_Data_
= = = = =

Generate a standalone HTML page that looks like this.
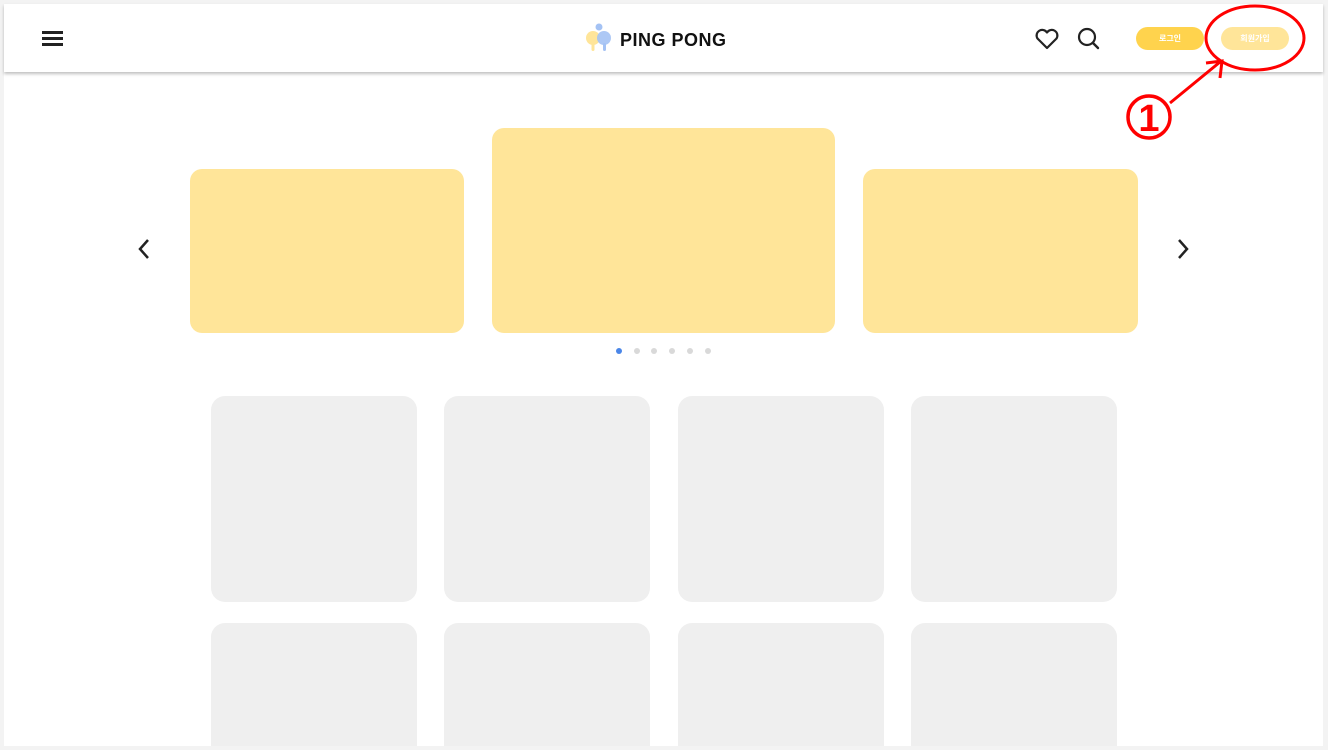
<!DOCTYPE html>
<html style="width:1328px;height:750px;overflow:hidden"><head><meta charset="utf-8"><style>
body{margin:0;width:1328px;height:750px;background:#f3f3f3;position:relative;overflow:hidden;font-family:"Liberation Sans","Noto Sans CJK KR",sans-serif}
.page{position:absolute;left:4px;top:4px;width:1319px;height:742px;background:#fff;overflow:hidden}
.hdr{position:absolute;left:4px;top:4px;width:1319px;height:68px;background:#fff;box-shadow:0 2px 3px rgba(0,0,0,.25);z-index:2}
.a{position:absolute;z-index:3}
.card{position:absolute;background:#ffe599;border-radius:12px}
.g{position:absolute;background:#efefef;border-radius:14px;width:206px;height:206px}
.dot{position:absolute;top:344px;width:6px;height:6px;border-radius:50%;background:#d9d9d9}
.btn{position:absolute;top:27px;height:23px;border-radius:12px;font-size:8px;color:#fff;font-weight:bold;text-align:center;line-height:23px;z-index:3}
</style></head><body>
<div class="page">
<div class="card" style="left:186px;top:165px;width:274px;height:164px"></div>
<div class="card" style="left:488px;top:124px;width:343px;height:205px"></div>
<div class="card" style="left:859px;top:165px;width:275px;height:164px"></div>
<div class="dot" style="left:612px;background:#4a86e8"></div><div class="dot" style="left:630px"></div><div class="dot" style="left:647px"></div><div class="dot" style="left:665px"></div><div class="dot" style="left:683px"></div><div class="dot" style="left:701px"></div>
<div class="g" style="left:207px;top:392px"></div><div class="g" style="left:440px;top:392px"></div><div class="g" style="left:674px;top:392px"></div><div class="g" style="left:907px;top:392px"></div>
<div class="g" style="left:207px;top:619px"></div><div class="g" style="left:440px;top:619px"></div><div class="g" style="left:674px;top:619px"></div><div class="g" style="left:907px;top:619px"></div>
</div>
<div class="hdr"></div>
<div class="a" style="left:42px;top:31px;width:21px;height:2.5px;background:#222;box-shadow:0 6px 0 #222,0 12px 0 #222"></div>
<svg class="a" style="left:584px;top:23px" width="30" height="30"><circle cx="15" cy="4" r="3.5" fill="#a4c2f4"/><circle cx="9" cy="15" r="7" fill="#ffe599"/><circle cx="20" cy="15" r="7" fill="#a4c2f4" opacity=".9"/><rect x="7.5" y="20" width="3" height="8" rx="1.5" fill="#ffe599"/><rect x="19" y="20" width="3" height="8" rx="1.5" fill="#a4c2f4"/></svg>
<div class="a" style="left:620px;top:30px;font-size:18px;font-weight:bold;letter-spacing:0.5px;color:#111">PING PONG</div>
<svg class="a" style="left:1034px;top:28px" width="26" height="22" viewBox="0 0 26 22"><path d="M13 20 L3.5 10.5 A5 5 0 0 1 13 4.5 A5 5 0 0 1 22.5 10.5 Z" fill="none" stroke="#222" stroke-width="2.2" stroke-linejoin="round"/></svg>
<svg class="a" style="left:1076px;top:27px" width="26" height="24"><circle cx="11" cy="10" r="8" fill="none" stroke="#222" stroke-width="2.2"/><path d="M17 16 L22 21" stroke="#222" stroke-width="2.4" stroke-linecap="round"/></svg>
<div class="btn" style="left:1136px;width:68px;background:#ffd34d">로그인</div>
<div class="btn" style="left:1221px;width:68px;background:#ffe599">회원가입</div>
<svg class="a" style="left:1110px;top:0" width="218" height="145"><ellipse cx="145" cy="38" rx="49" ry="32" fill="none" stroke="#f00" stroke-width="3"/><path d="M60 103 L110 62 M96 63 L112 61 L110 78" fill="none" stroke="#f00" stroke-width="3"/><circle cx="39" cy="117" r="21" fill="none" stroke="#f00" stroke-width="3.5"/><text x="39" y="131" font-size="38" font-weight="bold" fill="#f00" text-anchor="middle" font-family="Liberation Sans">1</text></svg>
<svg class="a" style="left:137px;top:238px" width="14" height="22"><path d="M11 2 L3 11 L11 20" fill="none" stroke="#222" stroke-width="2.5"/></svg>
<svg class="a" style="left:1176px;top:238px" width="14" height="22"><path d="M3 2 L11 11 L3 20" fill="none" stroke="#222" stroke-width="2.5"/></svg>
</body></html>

= = = = =

_Stated problem_
Leave the images out and output the remaining material exactly as it stands.

_Written answer_
Generate a standalone HTML page that looks like this.
<!DOCTYPE html>
<html style="width:1328px;height:750px;overflow:hidden"><head><meta charset="utf-8"><style>
body{margin:0;width:1328px;height:750px;background:#f3f3f3;position:relative;overflow:hidden;font-family:"Liberation Sans","Noto Sans CJK KR",sans-serif}
.page{position:absolute;left:4px;top:4px;width:1319px;height:742px;background:#fff;overflow:hidden}
.hdr{position:absolute;left:4px;top:4px;width:1319px;height:68px;background:#fff;box-shadow:0 2px 3px rgba(0,0,0,.25);z-index:2}
.a{position:absolute;z-index:3}
.card{position:absolute;background:#ffe599;border-radius:12px}
.g{position:absolute;background:#efefef;border-radius:14px;width:206px;height:206px}
.dot{position:absolute;top:344px;width:6px;height:6px;border-radius:50%;background:#d9d9d9}
.btn{position:absolute;top:27px;height:23px;border-radius:12px;font-size:8px;color:#fff;font-weight:bold;text-align:center;line-height:23px;z-index:3}
</style></head><body>
<div class="page">
<div class="card" style="left:186px;top:165px;width:274px;height:164px"></div>
<div class="card" style="left:488px;top:124px;width:343px;height:205px"></div>
<div class="card" style="left:859px;top:165px;width:275px;height:164px"></div>
<div class="dot" style="left:612px;background:#4a86e8"></div><div class="dot" style="left:630px"></div><div class="dot" style="left:647px"></div><div class="dot" style="left:665px"></div><div class="dot" style="left:683px"></div><div class="dot" style="left:701px"></div>
<div class="g" style="left:207px;top:392px"></div><div class="g" style="left:440px;top:392px"></div><div class="g" style="left:674px;top:392px"></div><div class="g" style="left:907px;top:392px"></div>
<div class="g" style="left:207px;top:619px"></div><div class="g" style="left:440px;top:619px"></div><div class="g" style="left:674px;top:619px"></div><div class="g" style="left:907px;top:619px"></div>
</div>
<div class="hdr"></div>
<div class="a" style="left:42px;top:31px;width:21px;height:2.5px;background:#222;box-shadow:0 6px 0 #222,0 12px 0 #222"></div>
<svg class="a" style="left:584px;top:23px" width="30" height="30"><circle cx="15" cy="4" r="3.5" fill="#a4c2f4"/><circle cx="9" cy="15" r="7" fill="#ffe599"/><circle cx="20" cy="15" r="7" fill="#a4c2f4" opacity=".9"/><rect x="7.5" y="20" width="3" height="8" rx="1.5" fill="#ffe599"/><rect x="19" y="20" width="3" height="8" rx="1.5" fill="#a4c2f4"/></svg>
<div class="a" style="left:620px;top:30px;font-size:18px;font-weight:bold;letter-spacing:0.5px;color:#111">PING PONG</div>
<svg class="a" style="left:1034px;top:28px" width="26" height="22" viewBox="0 0 26 22"><path d="M13 20 L3.5 10.5 A5 5 0 0 1 13 4.5 A5 5 0 0 1 22.5 10.5 Z" fill="none" stroke="#222" stroke-width="2.2" stroke-linejoin="round"/></svg>
<svg class="a" style="left:1076px;top:27px" width="26" height="24"><circle cx="11" cy="10" r="8" fill="none" stroke="#222" stroke-width="2.2"/><path d="M17 16 L22 21" stroke="#222" stroke-width="2.4" stroke-linecap="round"/></svg>
<div class="btn" style="left:1136px;width:68px;background:#ffd34d">로그인</div>
<div class="btn" style="left:1221px;width:68px;background:#ffe599">회원가입</div>
<svg class="a" style="left:1110px;top:0" width="218" height="145"><ellipse cx="145" cy="38" rx="49" ry="32" fill="none" stroke="#f00" stroke-width="3"/><path d="M60 103 L110 62 M96 63 L112 61 L110 78" fill="none" stroke="#f00" stroke-width="3"/><circle cx="39" cy="117" r="21" fill="none" stroke="#f00" stroke-width="3.5"/><text x="39" y="131" font-size="38" font-weight="bold" fill="#f00" text-anchor="middle" font-family="Liberation Sans">1</text></svg>
<svg class="a" style="left:137px;top:238px" width="14" height="22"><path d="M11 2 L3 11 L11 20" fill="none" stroke="#222" stroke-width="2.5"/></svg>
<svg class="a" style="left:1176px;top:238px" width="14" height="22"><path d="M3 2 L11 11 L3 20" fill="none" stroke="#222" stroke-width="2.5"/></svg>
</body></html>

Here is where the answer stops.